==== ENTRIES
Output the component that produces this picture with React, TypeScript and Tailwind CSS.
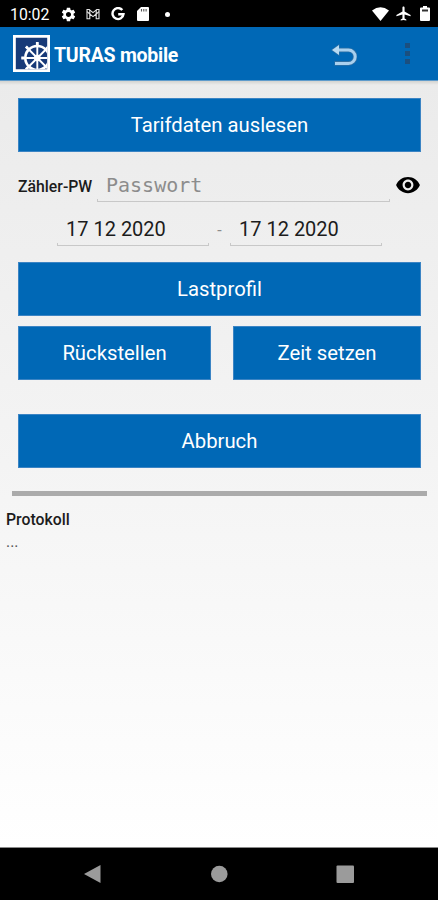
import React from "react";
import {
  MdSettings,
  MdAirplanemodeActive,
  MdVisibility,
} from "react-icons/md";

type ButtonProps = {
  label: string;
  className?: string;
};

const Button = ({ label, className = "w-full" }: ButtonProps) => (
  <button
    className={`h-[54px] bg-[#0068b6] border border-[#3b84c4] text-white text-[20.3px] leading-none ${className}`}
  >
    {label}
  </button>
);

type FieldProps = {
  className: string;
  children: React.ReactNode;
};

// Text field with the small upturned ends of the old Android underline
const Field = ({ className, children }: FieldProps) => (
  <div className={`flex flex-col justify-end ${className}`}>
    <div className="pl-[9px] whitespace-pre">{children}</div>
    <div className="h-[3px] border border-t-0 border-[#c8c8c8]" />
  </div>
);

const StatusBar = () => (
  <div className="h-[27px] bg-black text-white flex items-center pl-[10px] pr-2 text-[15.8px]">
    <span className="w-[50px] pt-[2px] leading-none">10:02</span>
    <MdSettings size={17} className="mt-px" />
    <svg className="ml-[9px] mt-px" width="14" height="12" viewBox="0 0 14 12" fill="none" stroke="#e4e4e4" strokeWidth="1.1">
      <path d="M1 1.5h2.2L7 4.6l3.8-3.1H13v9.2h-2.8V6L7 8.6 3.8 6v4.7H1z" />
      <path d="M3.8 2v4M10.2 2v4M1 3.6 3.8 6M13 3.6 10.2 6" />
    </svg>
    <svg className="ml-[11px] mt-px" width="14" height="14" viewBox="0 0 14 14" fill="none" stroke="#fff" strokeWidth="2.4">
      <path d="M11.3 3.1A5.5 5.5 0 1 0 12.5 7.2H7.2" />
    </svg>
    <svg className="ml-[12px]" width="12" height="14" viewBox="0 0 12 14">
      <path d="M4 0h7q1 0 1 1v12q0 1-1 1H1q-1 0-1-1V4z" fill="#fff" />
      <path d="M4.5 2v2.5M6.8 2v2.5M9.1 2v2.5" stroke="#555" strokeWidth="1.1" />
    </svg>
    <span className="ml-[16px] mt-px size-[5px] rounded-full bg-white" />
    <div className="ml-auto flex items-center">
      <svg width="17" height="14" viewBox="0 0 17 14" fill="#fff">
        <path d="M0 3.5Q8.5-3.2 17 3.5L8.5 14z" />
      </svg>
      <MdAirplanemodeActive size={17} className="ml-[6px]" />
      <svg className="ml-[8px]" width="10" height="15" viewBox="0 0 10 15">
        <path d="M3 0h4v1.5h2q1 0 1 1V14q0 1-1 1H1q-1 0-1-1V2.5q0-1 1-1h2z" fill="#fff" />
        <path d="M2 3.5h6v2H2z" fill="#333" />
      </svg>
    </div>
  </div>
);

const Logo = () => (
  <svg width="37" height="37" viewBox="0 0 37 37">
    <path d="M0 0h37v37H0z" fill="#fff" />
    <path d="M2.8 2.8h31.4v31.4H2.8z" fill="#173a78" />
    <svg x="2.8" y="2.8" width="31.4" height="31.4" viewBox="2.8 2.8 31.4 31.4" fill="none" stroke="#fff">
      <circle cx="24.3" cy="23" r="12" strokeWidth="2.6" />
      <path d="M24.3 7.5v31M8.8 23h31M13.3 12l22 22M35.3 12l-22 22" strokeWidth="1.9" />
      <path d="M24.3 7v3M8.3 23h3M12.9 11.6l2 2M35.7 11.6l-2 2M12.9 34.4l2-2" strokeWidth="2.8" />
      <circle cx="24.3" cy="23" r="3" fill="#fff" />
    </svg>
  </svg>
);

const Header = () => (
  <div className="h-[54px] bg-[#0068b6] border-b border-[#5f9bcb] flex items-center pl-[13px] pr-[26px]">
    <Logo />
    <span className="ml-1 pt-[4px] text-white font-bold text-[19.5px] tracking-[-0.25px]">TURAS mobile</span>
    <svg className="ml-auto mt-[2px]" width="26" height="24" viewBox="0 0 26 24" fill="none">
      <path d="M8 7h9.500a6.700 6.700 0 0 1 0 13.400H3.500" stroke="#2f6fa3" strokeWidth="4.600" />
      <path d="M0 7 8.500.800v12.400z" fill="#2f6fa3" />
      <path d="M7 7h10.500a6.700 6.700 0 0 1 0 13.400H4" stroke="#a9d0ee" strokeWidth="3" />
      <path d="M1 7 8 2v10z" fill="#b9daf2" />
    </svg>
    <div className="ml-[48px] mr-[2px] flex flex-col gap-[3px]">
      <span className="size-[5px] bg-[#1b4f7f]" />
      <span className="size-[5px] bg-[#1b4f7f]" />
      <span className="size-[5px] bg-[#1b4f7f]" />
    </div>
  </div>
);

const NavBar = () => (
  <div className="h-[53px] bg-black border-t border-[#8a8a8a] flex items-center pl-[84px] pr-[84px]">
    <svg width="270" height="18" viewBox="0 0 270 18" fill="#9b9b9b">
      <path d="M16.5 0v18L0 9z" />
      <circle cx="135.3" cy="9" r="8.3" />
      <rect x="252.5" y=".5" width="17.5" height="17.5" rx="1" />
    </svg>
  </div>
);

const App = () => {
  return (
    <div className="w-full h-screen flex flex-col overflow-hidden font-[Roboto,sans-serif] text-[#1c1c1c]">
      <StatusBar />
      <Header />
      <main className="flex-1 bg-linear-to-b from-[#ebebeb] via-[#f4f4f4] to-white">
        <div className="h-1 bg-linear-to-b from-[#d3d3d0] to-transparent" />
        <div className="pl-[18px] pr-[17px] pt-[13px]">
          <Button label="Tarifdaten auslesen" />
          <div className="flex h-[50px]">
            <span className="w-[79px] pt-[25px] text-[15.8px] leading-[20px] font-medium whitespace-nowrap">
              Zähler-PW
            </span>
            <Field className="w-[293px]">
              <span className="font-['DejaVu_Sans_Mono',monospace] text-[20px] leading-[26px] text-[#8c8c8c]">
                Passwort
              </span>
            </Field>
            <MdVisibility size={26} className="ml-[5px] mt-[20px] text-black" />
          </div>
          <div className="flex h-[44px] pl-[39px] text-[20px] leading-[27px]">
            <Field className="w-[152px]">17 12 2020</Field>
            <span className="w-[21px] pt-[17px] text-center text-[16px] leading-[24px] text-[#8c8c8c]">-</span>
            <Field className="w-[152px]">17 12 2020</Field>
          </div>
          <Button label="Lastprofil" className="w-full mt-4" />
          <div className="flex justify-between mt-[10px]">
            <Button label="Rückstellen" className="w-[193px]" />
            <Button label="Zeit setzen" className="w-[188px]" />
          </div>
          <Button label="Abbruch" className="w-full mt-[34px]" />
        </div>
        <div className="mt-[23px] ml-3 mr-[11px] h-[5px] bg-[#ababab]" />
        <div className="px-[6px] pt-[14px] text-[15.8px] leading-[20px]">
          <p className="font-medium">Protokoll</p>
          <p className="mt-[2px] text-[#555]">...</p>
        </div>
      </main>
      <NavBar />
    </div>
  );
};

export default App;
========
==== ENTRIES
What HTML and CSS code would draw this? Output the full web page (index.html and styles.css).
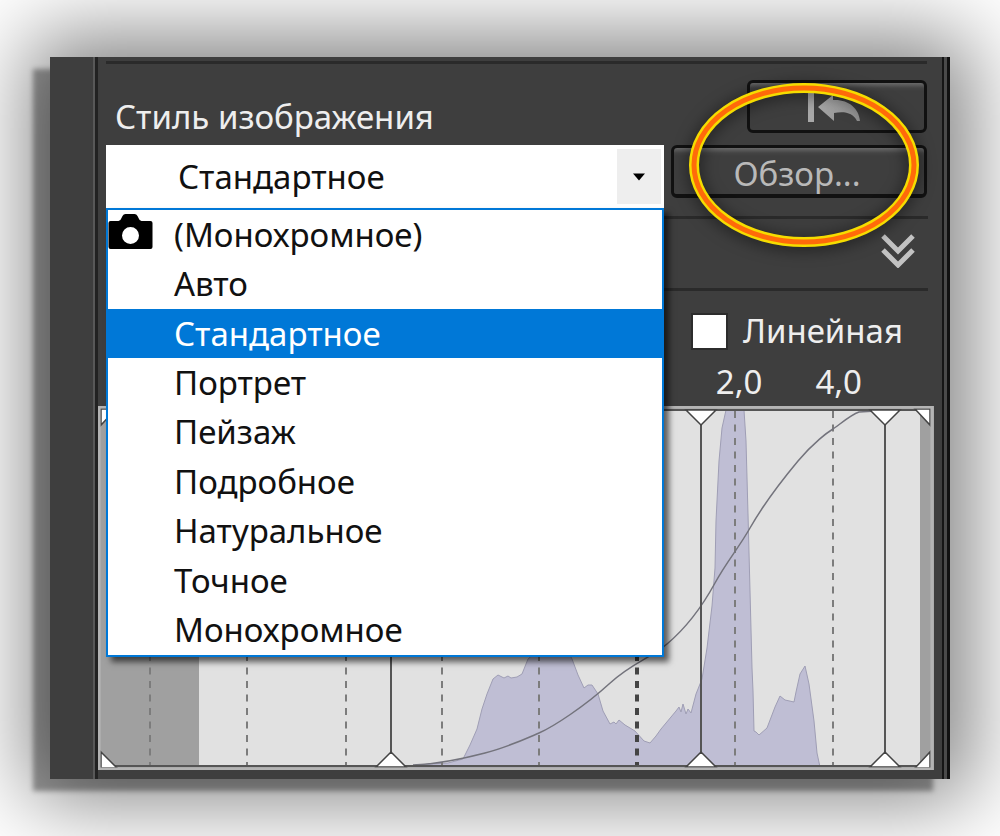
========
_WHAT THE TASK ASKS_
Examine the data above and state how many of its lines contain the word "Output", with no further remarks.

_SOLUTION FOR THIS PROBLEM_
2